太陽の力が最低になる冬至の3日間太陽は南十字星に重なり、太古から太陽を擬人化した神話に十字架上の死-再生が訳出されていたのだという。

歴史としての新約聖書の神殿を崩壊させるこの話を少し詳しく見て行きたいと思う。各登場人物で洗礼者(キリスト教ではヨハネ)の斬首、救世主と強盗2人の磔刑までが新約聖書と一致するという。ローマ法では
強盗は十字架刑にならないのでこの話を宛がったと考えると話が自然になる部分はあるのだ。
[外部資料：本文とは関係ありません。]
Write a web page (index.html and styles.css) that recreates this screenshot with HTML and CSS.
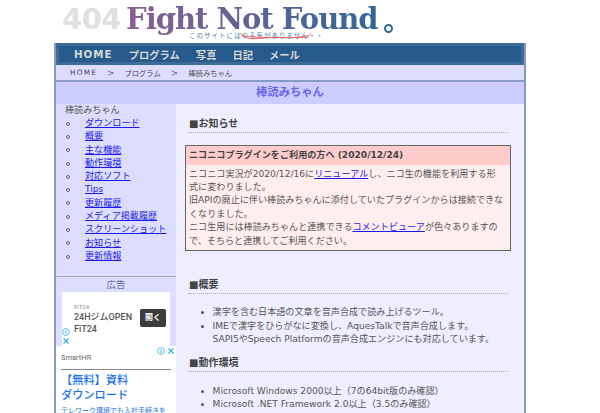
FILE: index.html
```html
<!DOCTYPE html>
<html lang="ja">
<head>
<meta charset="utf-8">
<title>棒読みちゃん</title>
<link rel="stylesheet" href="styles.css">
</head>
<body>
<div class="page">
  <header class="logo">
    <span class="logo-404">404</span>
    <span class="logo-title">Fight Not Found</span><span class="logo-dot"></span>
    <div class="logo-sub">このサイトにはやる気がありません・・
      <svg class="scribble" viewBox="0 0 73 10" width="73" height="10"><path d="M1 1C4 6 10 8 24 6S48 7 60 5S70 4 72 1M3 4C20 6 50 6 70 5" fill="none" stroke="#e66a6a" stroke-width="1"/></svg>
    </div>
  </header>
  <div class="frame">
    <nav class="nav">
      <a>HOME</a><a>プログラム</a><a>写真</a><a>日記</a><a>メール</a>
    </nav>
    <div class="crumbs">
      <span class="latin">HOME</span><i>&gt;</i><span>プログラム</span><i>&gt;</i><span class="here">棒読みちゃん</span>
    </div>
    <h1 class="page-title">棒読みちゃん</h1>
    <div class="columns">
      <aside class="side">
        <div class="side-head">棒読みちゃん</div>
        <ul class="side-list">
          <li><a href="#">ダウンロード</a></li>
          <li><a href="#">概要</a></li>
          <li><a href="#">主な機能</a></li>
          <li><a href="#">動作環境</a></li>
          <li><a href="#">対応ソフト</a></li>
          <li><a href="#">Tips</a></li>
          <li><a href="#">更新履歴</a></li>
          <li><a href="#">メディア掲載履歴</a></li>
          <li><a href="#">スクリーンショット</a></li>
          <li><a href="#">お知らせ</a></li>
          <li><a href="#">更新情報</a></li>
        </ul>
        <div class="ad-head">広告</div>
        <div class="ad-one">
          <div class="ad-one-text">
            <small>FiT24</small>
            <b>24HジムOPEN</b>
            <b>FiT24</b>
          </div>
          <span class="ad-btn">開く</span>
          <span class="ad-marks">
            <svg viewBox="0 0 8 8" width="8" height="8"><circle cx="4" cy="4" r="3.4" fill="none" stroke="#2bb3e0" stroke-width=".8"/><path d="M4 3.3V6M4 2v.8" stroke="#2bb3e0" stroke-width="1"/></svg>
            <svg viewBox="0 0 8 8" width="8" height="8"><path d="M1.5 1.5l5 5M6.500 1.500l-5 5" stroke="#2bb3e0" stroke-width="1.200"/></svg>
          </span>
        </div>
        <div class="ad-two">
          <div class="ad-two-top"><span>SmartHR</span></div>
          <span class="ad-marks-two">
            <svg viewBox="0 0 8 8" width="8" height="8"><circle cx="4" cy="4" r="3.4" fill="none" stroke="#2bb3e0" stroke-width=".8"/><path d="M4 3.3V6M4 2v.8" stroke="#2bb3e0" stroke-width="1"/></svg>
            <svg viewBox="0 0 8 8" width="8" height="8"><path d="M1.500 1.500l5 5M6.500 1.500l-5 5" stroke="#2bb3e0" stroke-width="1.200"/></svg>
          </span>
          <div class="ad-two-big">【無料】資料<br>ダウンロード</div>
          <div class="ad-two-small">テレワーク環境でも入社手続きを</div>
        </div>
      </aside>
      <main class="main">
        <h2 class="sec first">■お知らせ</h2>
        <section class="notice">
          <h3>ニコニコプラグインをご利用の方へ (2020/12/24)</h3>
          <p>ニコニコ実況が2020/12/16に<a href="#">リニューアル</a>し、ニコ生の機能を利用する形<br>式に変わりました。<br>旧APIの廃止に伴い棒読みちゃんに添付していたプラグインからは接続できな<br>くなりました。<br>ニコ生用には棒読みちゃんと連携できる<a href="#">コメントビューア</a>が色々ありますの<br>で、そちらと連携してご利用ください。</p>
        </section>
        <h2 class="sec">■概要</h2>
        <ul class="bul">
          <li>漢字を含む日本語の文章を音声合成で読み上げるツール。</li>
          <li>IMEで漢字をひらがなに変換し、AquesTalkで音声合成します。<br>SAPI5やSpeech Platformの音声合成エンジンにも対応しています。</li>
        </ul>
        <h2 class="sec next">■動作環境</h2>
        <ul class="bul">
          <li>Microsoft Windows 2000以上（7の64bit版のみ確認）</li>
          <li>Microsoft .NET Framework 2.0以上（3.5のみ確認）</li>
        </ul>
      </main>
    </div>
  </div>
</div>
</body>
</html>
```

FILE: styles.css
```css
html, body { margin: 0; padding: 0; height: 413px; overflow: hidden; background: #fff; }
body { font-family: "DejaVu Sans", "Noto Sans CJK JP", sans-serif; font-size: 9.1px; color: #555; }
.page { width: 472px; margin-left: 54px; }
.logo { position: relative; height: 43px; box-sizing: border-box; padding: 0 0 0 8px; display: flex; align-items: flex-start; white-space: nowrap; }
.logo-404 { font: bold 29px/38px "DejaVu Sans", sans-serif; color: #e0e0e0; margin-right: 5px; letter-spacing: -0.5px; }
.logo-title { font: bold 29px/38px "DejaVu Serif", serif; background: linear-gradient(90deg, #8c5f92, #2f6797); -webkit-background-clip: text; background-clip: text; color: transparent; letter-spacing: -1px; }
.logo-dot { width: 5px; height: 5px; border: 2px solid #2e6b9c; border-radius: 50%; margin: 24px 0 0 6px; }
.logo-sub { position: absolute; left: 135px; top: 31px; font-size: 6.5px; line-height: 10px; letter-spacing: 1px; color: #4f7fa8; }
.scribble { position: absolute; left: 50px; top: 1px; }
.frame { border: 2px solid #8899c4; border-width: 0 2px; background: #eeeeff; }
.nav { background: #255a8a; border: 3px solid #3d6c99; box-sizing: border-box; height: 22px; padding-left: 15px; display: flex; gap: 16px; align-items: center; }
.nav a { color: #d8d8d8; font-weight: bold; font-size: 10.3px; }
.nav a:first-child { letter-spacing: 1px; }
.crumbs { background: #ddddff; height: 15px; border-bottom: 2px solid #8899c4; padding-left: 14px; display: flex; align-items: center; font-size: 7.3px; color: #446; }
.crumbs i { font-style: normal; margin: 0 10px; color: #667; font-size: 9px; }
.crumbs .latin { letter-spacing: 1.2px; }
.crumbs .here { color: #555; }
.page-title { margin: 0; background: #ccccff; color: #6666ee; font-size: 11.3px; font-weight: bold; text-align: center; height: 22px; line-height: 22px; }
.columns { display: flex; height: 309px; overflow: hidden; }
.side { width: 120px; flex: none; background: #ddddff; }
.side-head { padding-left: 9px; padding-top: 1px; line-height: 11px; }
.side-list { margin: 1px 0 13px; padding: 0 0 0 10px; list-style: none; }
.side-list li { display: flex; align-items: center; gap: 15px; line-height: 13.3px; height: 13.3px; color: #667; }
.side-list li::before { content: ""; width: 2px; height: 2px; border: 1px solid #667; border-radius: 50%; }
.side-list a { color: #1a1aee; }
.main { flex: 1; padding: 0 13px 0 9px; min-width: 0; }
.sec { margin: 0 3px; font-size: 10px; font-weight: bold; color: #444; padding: 2px 0 0 1px; border-bottom: 1px dotted #aaa; line-height: 16px; }
.sec.first { margin-top: 10px; }
.notice { border: 1px solid #666; margin: 12px 0 0; background: #ffeeee; }
.notice h3 { margin: 0; background: #ffcccc; font-size: 9.1px; line-height: 18.5px; padding: 0 3px; color: #444; font-weight: bold; }
.notice p { margin: 0; padding: 3px 3px 2px; line-height: 13.4px; white-space: nowrap; }
.notice a { color: #1a1aee; }
.notice + .sec { margin-top: 24px; }
.bul { margin: 0; padding: 12.5px 0 0 27.6px; line-height: 13.4px; white-space: nowrap; }
.sec.next { margin-top: 6.5px; }
.ad-head { border-top: 1px solid #aaa; text-align: center; color: #6666aa; font-size: 9.5px; line-height: 15px; }
.ad-one { position: relative; margin: 0 6px 0 6px; height: 54px; background: #fff; padding: 11px 0 0 12px; box-sizing: border-box; display: flex; color: #555; font-family: Roboto, "Noto Sans CJK JP", sans-serif; }
.ad-one-text { display: flex; flex-direction: column; font-size: 9px; line-height: 12px; }
.ad-one-text b { font-weight: 500; }
.ad-one-text small { font-size: 6px; line-height: 7px; color: #888; margin-bottom: 1px; }
.ad-btn { position: absolute; right: 4px; top: 17px; background: #3c3c3c; color: #fff; font-size: 8px; font-weight: bold; border-radius: 2px; padding: 2px 5px; line-height: 14px; }
.ad-marks { position: absolute; left: 0; bottom: 1px; display: flex; flex-direction: column; gap: 1px; }
.ad-two { position: relative; height: 70px; margin-left: -1px; background: #fff; padding: 0 5px 0 6px; overflow: hidden; box-sizing: border-box; font-family: Roboto, "Noto Sans CJK JP", sans-serif; }
.ad-two-top { font-size: 7.5px; color: #666; line-height: 7px; padding: 8px 0 8px; border-bottom: 1px solid #888; }
.ad-marks-two { position: absolute; right: 1px; top: 1px; display: flex; gap: 2px; }
.ad-two-big { color: #1a73e8; font-size: 11.2px; line-height: 15px; margin-top: 3px; font-weight: 500; }
.ad-two-small { color: #1a73e8; font-size: 7px; line-height: 9px; margin-top: 4px; white-space: nowrap; }
```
処刑物語が創作だったとするとキリスト教にとって衝撃的ではあるだろう。しかし1~4世紀の教会において復活の扱いは必ずしもメインではなかった。2世紀の高名な複数の教父に
「イエスは普通に死んだ」証言がある事自体、キリスト教が復活云々で全てを済ませる浅はかな宗教ではなかった証だろう。

2世紀の教会がマルキオン派を異端視したのも、それを認めてしまえばキリスト教が現行の如き空虚な迷妄集団になる事が見えていたからだった。前面に出すべきキリスト教の独自性・強みとはやはり旧約聖書(盗品だが)+イエスの教義; 明らかにローマの諸宗教を意識したヨタ話+パウロは控えでなければならなかったのである。


真に想起さるべきはキリスト教の尊大・暴虐の歴史を支えた舞台装置の裏がかようなハリボテであったと納得する事への虚脱感だ。それを受け入れなければならない準備に思いを至らせただけで私は頭を金槌で打たれた様になってしまったが貴方はどうだろうか。

勿論キリスト教程度の精神力で事実を受け止められると思ってもならない。"選民"の蜜で溶け切った左脳と大脳で捉えられるのはサル以下の理解でしかないからだ。真剣に信じ込んでいる人には申し訳ないという気持ちは筆者には少しも無いことを先に述べておきたい。